## INFORMATION PROVIDED:
_ _ _ _ _

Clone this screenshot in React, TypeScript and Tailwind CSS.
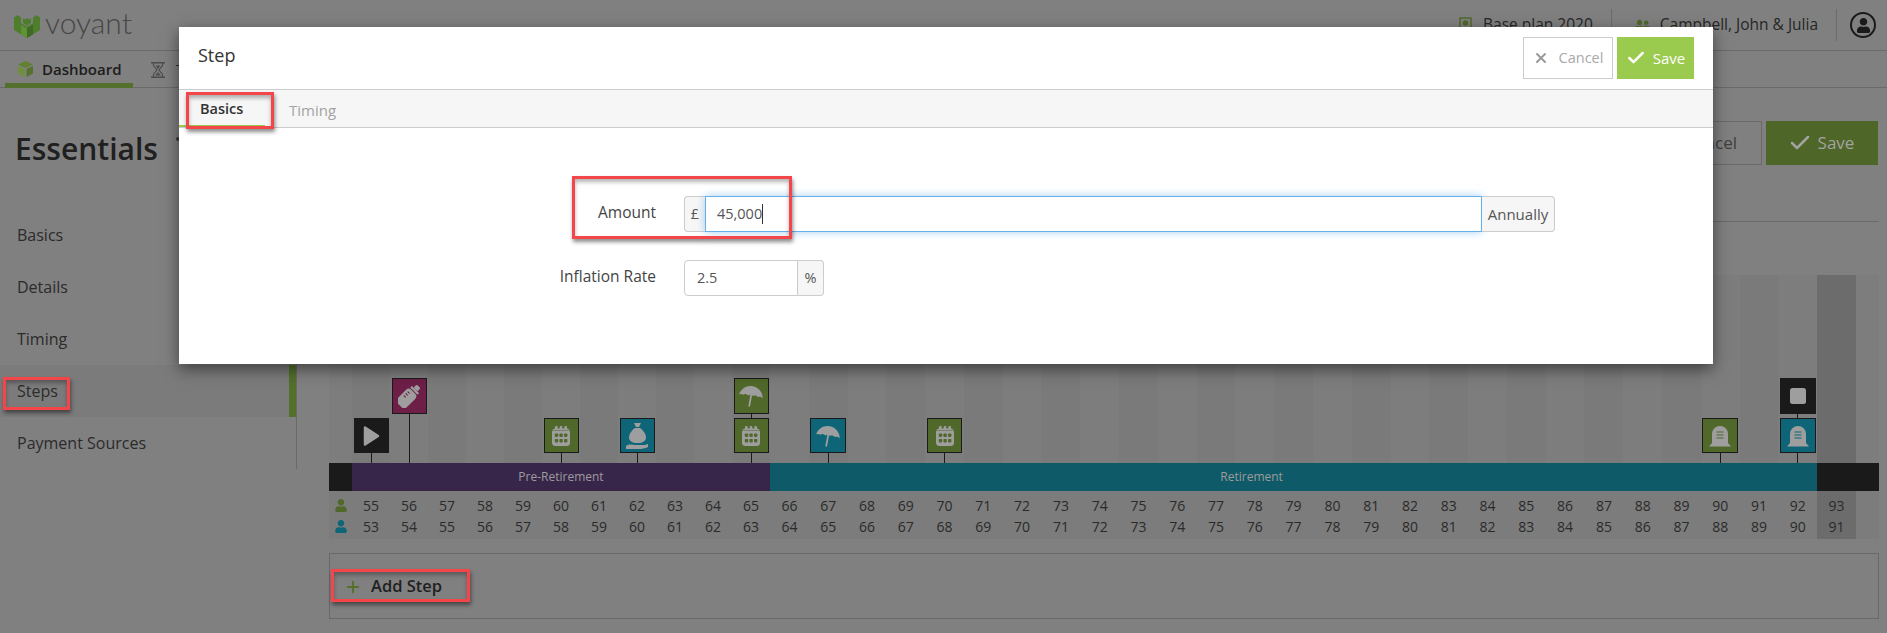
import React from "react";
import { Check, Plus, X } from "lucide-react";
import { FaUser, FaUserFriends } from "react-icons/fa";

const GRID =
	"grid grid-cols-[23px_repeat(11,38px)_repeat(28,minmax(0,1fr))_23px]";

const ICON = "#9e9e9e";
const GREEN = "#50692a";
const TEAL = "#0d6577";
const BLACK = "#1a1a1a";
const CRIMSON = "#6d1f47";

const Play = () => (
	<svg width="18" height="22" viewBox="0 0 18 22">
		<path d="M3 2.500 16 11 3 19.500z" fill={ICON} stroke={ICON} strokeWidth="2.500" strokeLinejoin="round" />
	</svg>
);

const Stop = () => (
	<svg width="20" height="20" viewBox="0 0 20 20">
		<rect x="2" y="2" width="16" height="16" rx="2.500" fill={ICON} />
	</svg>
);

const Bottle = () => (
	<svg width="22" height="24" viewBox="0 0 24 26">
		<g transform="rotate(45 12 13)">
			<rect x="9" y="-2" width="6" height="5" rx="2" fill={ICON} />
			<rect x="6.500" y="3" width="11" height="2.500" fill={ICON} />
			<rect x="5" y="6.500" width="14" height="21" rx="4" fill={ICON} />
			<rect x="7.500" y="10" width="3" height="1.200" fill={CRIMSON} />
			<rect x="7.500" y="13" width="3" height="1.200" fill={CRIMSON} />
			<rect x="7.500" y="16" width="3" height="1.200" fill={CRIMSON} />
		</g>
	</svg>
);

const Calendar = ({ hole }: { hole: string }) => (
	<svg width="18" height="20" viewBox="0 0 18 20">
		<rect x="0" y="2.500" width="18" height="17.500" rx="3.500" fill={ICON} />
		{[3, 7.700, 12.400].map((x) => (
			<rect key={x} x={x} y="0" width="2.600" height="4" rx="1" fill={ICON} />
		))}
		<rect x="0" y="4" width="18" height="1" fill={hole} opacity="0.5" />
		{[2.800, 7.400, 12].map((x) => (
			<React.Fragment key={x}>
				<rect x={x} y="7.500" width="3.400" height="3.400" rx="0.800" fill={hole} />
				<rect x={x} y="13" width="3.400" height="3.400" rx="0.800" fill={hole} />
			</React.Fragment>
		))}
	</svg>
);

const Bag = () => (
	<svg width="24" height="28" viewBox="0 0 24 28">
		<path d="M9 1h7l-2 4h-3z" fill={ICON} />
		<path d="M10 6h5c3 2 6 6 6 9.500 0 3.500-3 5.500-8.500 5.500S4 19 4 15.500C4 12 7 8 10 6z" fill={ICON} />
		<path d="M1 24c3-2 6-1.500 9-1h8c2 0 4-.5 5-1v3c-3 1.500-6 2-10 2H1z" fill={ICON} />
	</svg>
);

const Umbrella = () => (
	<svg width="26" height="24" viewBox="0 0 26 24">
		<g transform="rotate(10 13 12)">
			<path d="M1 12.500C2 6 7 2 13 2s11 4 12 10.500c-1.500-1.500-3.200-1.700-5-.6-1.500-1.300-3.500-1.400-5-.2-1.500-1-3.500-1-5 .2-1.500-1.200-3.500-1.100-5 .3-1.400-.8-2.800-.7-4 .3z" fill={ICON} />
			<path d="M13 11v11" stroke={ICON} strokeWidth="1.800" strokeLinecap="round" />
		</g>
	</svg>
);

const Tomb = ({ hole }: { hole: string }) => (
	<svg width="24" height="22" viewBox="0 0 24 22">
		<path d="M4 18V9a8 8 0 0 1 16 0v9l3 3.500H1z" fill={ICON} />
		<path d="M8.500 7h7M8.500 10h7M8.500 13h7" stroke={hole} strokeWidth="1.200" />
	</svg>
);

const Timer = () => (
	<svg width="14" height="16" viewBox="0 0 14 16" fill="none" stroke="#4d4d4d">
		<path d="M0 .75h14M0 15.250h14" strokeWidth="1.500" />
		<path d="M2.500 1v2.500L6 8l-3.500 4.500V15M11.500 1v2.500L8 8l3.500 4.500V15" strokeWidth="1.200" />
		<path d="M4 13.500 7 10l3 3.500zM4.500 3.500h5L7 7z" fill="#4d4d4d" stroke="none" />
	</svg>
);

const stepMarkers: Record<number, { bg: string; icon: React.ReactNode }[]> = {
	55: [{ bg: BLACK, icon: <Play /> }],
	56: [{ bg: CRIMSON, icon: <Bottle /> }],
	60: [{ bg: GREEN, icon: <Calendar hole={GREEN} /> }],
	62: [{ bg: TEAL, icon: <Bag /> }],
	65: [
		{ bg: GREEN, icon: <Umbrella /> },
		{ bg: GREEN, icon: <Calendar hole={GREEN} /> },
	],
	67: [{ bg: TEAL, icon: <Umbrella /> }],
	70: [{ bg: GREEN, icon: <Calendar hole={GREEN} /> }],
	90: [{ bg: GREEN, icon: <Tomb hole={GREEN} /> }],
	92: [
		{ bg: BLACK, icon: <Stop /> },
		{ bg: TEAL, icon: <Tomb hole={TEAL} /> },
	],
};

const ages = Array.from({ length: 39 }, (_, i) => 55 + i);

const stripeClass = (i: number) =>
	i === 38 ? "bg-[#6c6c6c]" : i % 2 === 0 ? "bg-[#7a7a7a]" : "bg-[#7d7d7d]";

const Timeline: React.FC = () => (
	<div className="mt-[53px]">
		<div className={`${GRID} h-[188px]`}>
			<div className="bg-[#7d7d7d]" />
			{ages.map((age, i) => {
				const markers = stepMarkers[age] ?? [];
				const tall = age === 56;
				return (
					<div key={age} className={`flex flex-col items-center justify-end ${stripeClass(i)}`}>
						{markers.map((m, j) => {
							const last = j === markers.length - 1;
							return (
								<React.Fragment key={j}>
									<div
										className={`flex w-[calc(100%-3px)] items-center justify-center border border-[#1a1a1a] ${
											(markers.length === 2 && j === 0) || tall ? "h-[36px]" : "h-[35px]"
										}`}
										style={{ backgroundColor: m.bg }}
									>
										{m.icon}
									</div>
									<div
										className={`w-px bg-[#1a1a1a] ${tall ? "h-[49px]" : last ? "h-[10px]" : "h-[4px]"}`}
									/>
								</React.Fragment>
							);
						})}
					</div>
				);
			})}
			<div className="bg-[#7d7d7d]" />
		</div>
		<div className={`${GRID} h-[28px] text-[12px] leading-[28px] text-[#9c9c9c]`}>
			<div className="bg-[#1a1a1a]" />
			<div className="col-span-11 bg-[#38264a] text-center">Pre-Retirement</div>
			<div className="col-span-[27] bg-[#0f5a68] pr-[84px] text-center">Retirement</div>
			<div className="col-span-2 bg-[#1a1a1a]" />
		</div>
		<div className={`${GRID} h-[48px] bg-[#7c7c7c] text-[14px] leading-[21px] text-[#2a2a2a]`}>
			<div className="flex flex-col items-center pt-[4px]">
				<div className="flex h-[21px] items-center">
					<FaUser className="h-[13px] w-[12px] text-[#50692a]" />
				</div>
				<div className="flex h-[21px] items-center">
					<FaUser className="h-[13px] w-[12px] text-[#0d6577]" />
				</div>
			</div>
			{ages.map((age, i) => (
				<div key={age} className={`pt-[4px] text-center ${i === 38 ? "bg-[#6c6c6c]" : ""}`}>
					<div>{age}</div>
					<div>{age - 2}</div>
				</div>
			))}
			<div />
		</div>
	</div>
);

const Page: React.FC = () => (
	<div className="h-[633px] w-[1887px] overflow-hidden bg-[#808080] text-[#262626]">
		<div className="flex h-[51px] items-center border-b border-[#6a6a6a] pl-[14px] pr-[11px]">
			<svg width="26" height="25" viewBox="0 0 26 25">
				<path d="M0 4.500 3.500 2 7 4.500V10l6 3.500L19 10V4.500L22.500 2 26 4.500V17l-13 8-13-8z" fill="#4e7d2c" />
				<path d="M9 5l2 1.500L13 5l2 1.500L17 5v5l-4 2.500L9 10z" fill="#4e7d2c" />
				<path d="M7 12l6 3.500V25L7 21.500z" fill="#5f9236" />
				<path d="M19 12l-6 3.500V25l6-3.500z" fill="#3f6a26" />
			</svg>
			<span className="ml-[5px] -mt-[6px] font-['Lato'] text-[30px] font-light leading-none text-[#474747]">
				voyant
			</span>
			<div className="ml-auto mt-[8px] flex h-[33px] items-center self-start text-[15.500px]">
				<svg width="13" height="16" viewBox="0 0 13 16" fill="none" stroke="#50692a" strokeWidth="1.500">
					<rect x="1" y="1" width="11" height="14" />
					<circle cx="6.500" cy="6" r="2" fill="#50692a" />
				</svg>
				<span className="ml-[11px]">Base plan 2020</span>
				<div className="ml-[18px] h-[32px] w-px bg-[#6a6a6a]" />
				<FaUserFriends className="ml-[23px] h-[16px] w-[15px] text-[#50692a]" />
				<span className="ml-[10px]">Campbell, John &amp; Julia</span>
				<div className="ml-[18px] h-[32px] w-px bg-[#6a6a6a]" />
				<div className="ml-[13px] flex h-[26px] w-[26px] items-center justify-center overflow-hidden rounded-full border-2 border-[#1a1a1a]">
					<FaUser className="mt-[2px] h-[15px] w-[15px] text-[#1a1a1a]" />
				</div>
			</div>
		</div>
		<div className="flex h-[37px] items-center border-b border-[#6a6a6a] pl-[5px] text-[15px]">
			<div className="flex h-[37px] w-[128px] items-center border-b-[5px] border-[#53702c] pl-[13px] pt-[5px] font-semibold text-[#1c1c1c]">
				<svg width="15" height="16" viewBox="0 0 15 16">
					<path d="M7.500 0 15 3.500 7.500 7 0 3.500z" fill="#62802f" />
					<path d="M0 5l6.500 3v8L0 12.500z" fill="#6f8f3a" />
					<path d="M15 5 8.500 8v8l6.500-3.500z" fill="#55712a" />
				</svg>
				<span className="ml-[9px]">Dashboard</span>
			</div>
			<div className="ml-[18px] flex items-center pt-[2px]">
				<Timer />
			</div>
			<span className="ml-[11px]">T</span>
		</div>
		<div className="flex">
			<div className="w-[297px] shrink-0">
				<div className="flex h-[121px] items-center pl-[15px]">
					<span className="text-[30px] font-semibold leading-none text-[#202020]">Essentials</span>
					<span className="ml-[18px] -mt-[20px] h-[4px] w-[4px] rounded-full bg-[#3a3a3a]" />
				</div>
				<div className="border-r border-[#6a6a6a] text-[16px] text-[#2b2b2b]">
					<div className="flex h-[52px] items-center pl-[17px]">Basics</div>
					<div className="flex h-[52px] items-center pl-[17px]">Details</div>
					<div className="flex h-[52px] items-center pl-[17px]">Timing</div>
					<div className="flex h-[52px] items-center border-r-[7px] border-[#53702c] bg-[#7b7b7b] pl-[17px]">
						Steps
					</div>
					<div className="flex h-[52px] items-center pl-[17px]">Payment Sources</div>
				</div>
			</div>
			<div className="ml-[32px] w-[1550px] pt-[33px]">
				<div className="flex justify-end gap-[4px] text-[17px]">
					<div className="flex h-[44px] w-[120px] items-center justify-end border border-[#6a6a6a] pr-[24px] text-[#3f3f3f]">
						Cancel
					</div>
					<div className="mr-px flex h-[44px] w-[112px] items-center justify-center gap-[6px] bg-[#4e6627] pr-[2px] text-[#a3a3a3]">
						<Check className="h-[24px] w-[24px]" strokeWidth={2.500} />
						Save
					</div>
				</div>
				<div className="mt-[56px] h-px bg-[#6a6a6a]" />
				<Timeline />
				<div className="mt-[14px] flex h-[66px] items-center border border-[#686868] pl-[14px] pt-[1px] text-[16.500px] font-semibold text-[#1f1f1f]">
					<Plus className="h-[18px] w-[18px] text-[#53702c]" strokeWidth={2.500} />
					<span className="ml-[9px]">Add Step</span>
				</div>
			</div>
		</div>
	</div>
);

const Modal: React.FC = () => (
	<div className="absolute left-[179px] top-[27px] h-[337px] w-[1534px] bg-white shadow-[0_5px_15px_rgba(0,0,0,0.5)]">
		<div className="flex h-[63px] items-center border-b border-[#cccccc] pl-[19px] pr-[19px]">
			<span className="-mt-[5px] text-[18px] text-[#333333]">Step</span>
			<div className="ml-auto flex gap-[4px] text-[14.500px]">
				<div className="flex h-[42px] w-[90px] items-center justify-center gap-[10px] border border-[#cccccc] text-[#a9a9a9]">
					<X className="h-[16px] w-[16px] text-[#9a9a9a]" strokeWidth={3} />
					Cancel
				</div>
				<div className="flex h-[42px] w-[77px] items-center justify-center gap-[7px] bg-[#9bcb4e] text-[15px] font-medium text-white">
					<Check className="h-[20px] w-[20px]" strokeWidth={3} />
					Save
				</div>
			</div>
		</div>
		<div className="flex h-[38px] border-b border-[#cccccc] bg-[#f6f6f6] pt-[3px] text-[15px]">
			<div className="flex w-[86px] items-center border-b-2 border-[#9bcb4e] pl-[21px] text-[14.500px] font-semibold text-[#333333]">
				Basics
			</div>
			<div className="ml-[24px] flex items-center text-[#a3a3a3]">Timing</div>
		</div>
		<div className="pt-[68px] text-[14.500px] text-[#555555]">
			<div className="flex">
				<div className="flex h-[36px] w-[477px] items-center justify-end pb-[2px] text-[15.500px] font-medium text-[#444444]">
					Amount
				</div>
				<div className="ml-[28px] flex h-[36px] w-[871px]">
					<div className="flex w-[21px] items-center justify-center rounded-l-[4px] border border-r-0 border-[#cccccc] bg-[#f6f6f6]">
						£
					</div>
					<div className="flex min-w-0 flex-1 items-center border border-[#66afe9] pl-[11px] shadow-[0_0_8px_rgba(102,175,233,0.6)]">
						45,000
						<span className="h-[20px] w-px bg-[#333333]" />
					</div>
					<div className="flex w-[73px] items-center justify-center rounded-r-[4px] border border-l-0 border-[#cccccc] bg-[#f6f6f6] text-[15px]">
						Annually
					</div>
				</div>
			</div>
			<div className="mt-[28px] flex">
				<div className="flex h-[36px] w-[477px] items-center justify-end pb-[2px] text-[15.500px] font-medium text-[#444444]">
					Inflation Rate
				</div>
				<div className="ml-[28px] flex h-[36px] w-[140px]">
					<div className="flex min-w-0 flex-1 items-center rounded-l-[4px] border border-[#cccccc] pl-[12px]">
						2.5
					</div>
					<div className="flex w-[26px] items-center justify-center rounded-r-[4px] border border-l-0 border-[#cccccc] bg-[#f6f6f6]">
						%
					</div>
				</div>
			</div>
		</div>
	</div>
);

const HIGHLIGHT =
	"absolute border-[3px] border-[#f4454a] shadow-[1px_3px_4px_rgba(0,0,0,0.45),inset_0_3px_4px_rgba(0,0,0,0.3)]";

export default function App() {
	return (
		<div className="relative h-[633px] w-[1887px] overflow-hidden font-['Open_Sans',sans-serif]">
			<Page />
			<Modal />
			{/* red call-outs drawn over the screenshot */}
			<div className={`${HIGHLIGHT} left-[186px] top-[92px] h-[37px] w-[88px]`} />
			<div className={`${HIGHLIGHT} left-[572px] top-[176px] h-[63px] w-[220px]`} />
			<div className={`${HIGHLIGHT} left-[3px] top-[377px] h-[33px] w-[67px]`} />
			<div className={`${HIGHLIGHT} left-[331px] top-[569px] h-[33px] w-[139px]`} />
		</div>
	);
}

_ _ _ _ _

## WRITTEN TASK:
Isolate each line of the listing above that includes "screenshot". Copy it.

## TASK RESULT:
Clone this screenshot in React, TypeScript and Tailwind CSS.
			{/* red call-outs drawn over the screenshot */}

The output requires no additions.